Problem to solve
Copy the data precisely, character for character, and leave out every picture.

Dataset entries:
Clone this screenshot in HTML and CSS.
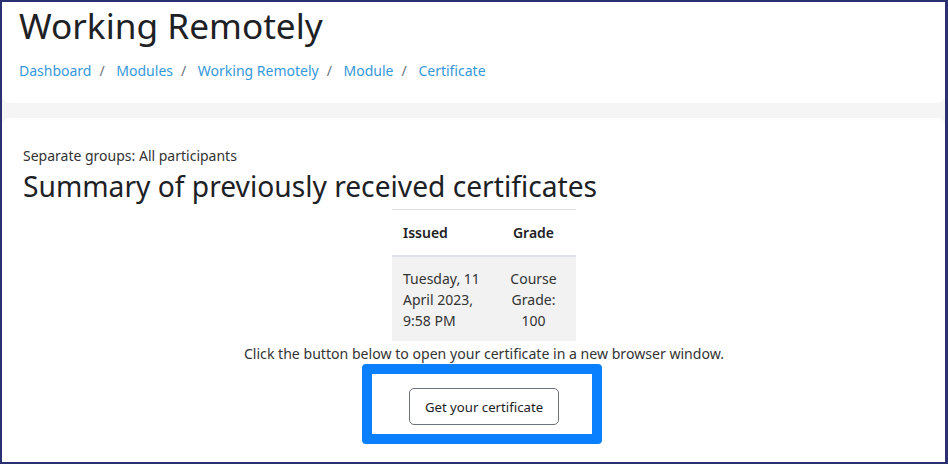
FILE: index.html
```html
<!DOCTYPE html>
<html lang="en">
<head>
<meta charset="utf-8">
<title>Certificate</title>
<link rel="stylesheet" href="styles.css">
</head>
<body>
<div class="frame">
  <header class="card header-card">
    <h1 class="page-title">Working Remotely</h1>
    <nav class="breadcrumb">
      <a href="#">Dashboard</a><span class="sep">/</span>
      <a href="#">Modules</a><span class="sep">/</span>
      <a href="#">Working Remotely</a><span class="sep">/</span>
      <a href="#">Module</a><span class="sep">/</span>
      <a href="#">Certificate</a>
    </nav>
  </header>
  <main class="card main-card">
    <div class="groups">Separate groups: All participants</div>
    <h2 class="summary-title">Summary of previously received certificates</h2>
    <table class="cert-table">
      <colgroup><col class="c1"><col class="c2"></colgroup>
      <thead>
        <tr><th class="issued">Issued</th><th class="grade">Grade</th></tr>
      </thead>
      <tbody>
        <tr><td class="issued">Tuesday, 11<br>April 2023,<br>9:58 PM</td><td class="grade">Course<br>Grade:<br>100</td></tr>
      </tbody>
    </table>
    <p class="hint">Click the button below to open your certificate in a new browser window.</p>
    <div class="highlight">
      <button class="btn" type="button">Get your certificate</button>
    </div>
  </main>
</div>
</body>
</html>
```

FILE: styles.css
```css
html, body {
  margin: 0;
  padding: 0;
}
body {
  width: 948px;
  height: 464px;
  overflow: hidden;
  font-family: "Noto Sans", "Open Sans", sans-serif;
  color: #1d2125;
}
.frame {
  box-sizing: border-box;
  width: 948px;
  height: 464px;
  border: 2px solid #2b3170;
  border-right-width: 3px;
  background: #f5f5f5;
  display: flex;
  flex-direction: column;
  gap: 15px;
}
.card {
  background: #fff;
}
.header-card {
  height: 101px;
  box-sizing: border-box;
  padding: 3px 17px 0;
  border-radius: 0 0 8px 8px;
}
.page-title {
  margin: 0;
  font-size: 35.2px;
  font-weight: 400;
  line-height: 41px;
  color: #1d2125;
}
.breadcrumb {
  margin-top: 15px;
  font-size: 14px;
  line-height: 20px;
}
.breadcrumb a {
  color: #3598db;
  text-decoration: none;
}
.breadcrumb .sep {
  color: #6a737b;
  padding: 0 8px;
}
.main-card {
  flex: 1;
  border-radius: 8px 8px 0 0;
  padding: 28px 0 0 21px;
  display: flex;
  flex-direction: column;
}
.groups {
  font-size: 14px;
  line-height: 19px;
  color: #333;
}
.summary-title {
  margin: 3px 0 5px;
  font-size: 28.2px;
  font-weight: 400;
  line-height: 36px;
}
.cert-table {
  align-self: center;
  border-collapse: collapse;
  table-layout: fixed;
  width: 184px;
  font-size: 14px;
  line-height: 21px;
  color: #333;
}
.cert-table col.c1 { width: 99px; }
.cert-table col.c2 { width: 85px; }
.cert-table th {
  font-weight: 600;
  color: #1d2125;
  padding: 12px 11px;
  border-top: 1px solid #dee2e6;
  border-bottom: 2px solid #dee2e6;
}
.cert-table td {
  background: #f2f2f2;
  padding: 11px 11px 10px;
}
.cert-table .issued { text-align: left; }
.cert-table .grade { text-align: center; }
.hint {
  margin: 2px 0 0;
  text-align: center;
  font-size: 14.1px;
  line-height: 21px;
  color: #333;
}
.highlight {
  align-self: center;
  margin-top: 0;
  margin-right: 4px;
  box-sizing: border-box;
  width: 240px;
  height: 80px;
  border: 10px solid #0a80ff;
  border-radius: 4px;
  display: flex;
  justify-content: center;
  padding: 14px 0 0 4px;
}
.btn {
  box-sizing: border-box;
  width: 150px;
  height: 37px;
  border: 1px solid #6a737b;
  border-radius: 5px;
  background: #fff;
  font-family: "Noto Sans", "Open Sans", sans-serif;
  font-size: 13.2px;
  color: #1d2125;
  padding: 0;
}
```
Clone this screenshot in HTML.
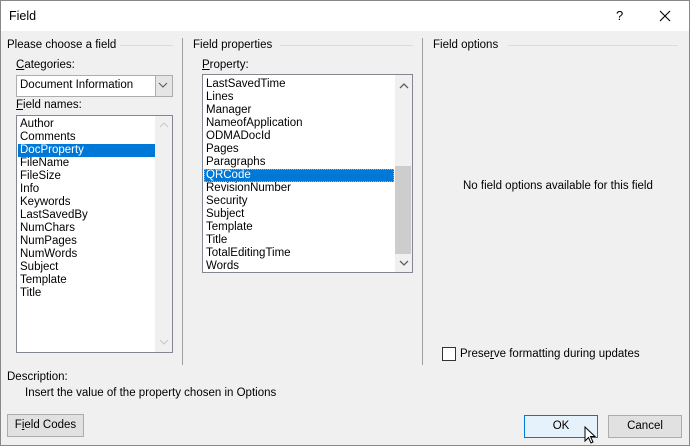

Problem solution
Clone this screenshot in HTML and CSS.
FILE: index.html
```html
<!DOCTYPE html>
<html lang="en">
<head>
<meta charset="utf-8">
<title>Certificate</title>
<link rel="stylesheet" href="styles.css">
</head>
<body>
<div class="frame">
  <header class="card header-card">
    <h1 class="page-title">Working Remotely</h1>
    <nav class="breadcrumb">
      <a href="#">Dashboard</a><span class="sep">/</span>
      <a href="#">Modules</a><span class="sep">/</span>
      <a href="#">Working Remotely</a><span class="sep">/</span>
      <a href="#">Module</a><span class="sep">/</span>
      <a href="#">Certificate</a>
    </nav>
  </header>
  <main class="card main-card">
    <div class="groups">Separate groups: All participants</div>
    <h2 class="summary-title">Summary of previously received certificates</h2>
    <table class="cert-table">
      <colgroup><col class="c1"><col class="c2"></colgroup>
      <thead>
        <tr><th class="issued">Issued</th><th class="grade">Grade</th></tr>
      </thead>
      <tbody>
        <tr><td class="issued">Tuesday, 11<br>April 2023,<br>9:58 PM</td><td class="grade">Course<br>Grade:<br>100</td></tr>
      </tbody>
    </table>
    <p class="hint">Click the button below to open your certificate in a new browser window.</p>
    <div class="highlight">
      <button class="btn" type="button">Get your certificate</button>
    </div>
  </main>
</div>
</body>
</html>
```

FILE: styles.css
```css
html, body {
  margin: 0;
  padding: 0;
}
body {
  width: 948px;
  height: 464px;
  overflow: hidden;
  font-family: "Noto Sans", "Open Sans", sans-serif;
  color: #1d2125;
}
.frame {
  box-sizing: border-box;
  width: 948px;
  height: 464px;
  border: 2px solid #2b3170;
  border-right-width: 3px;
  background: #f5f5f5;
  display: flex;
  flex-direction: column;
  gap: 15px;
}
.card {
  background: #fff;
}
.header-card {
  height: 101px;
  box-sizing: border-box;
  padding: 3px 17px 0;
  border-radius: 0 0 8px 8px;
}
.page-title {
  margin: 0;
  font-size: 35.2px;
  font-weight: 400;
  line-height: 41px;
  color: #1d2125;
}
.breadcrumb {
  margin-top: 15px;
  font-size: 14px;
  line-height: 20px;
}
.breadcrumb a {
  color: #3598db;
  text-decoration: none;
}
.breadcrumb .sep {
  color: #6a737b;
  padding: 0 8px;
}
.main-card {
  flex: 1;
  border-radius: 8px 8px 0 0;
  padding: 28px 0 0 21px;
  display: flex;
  flex-direction: column;
}
.groups {
  font-size: 14px;
  line-height: 19px;
  color: #333;
}
.summary-title {
  margin: 3px 0 5px;
  font-size: 28.2px;
  font-weight: 400;
  line-height: 36px;
}
.cert-table {
  align-self: center;
  border-collapse: collapse;
  table-layout: fixed;
  width: 184px;
  font-size: 14px;
  line-height: 21px;
  color: #333;
}
.cert-table col.c1 { width: 99px; }
.cert-table col.c2 { width: 85px; }
.cert-table th {
  font-weight: 600;
  color: #1d2125;
  padding: 12px 11px;
  border-top: 1px solid #dee2e6;
  border-bottom: 2px solid #dee2e6;
}
.cert-table td {
  background: #f2f2f2;
  padding: 11px 11px 10px;
}
.cert-table .issued { text-align: left; }
.cert-table .grade { text-align: center; }
.hint {
  margin: 2px 0 0;
  text-align: center;
  font-size: 14.1px;
  line-height: 21px;
  color: #333;
}
.highlight {
  align-self: center;
  margin-top: 0;
  margin-right: 4px;
  box-sizing: border-box;
  width: 240px;
  height: 80px;
  border: 10px solid #0a80ff;
  border-radius: 4px;
  display: flex;
  justify-content: center;
  padding: 14px 0 0 4px;
}
.btn {
  box-sizing: border-box;
  width: 150px;
  height: 37px;
  border: 1px solid #6a737b;
  border-radius: 5px;
  background: #fff;
  font-family: "Noto Sans", "Open Sans", sans-serif;
  font-size: 13.2px;
  color: #1d2125;
  padding: 0;
}
```
Clone this screenshot in HTML.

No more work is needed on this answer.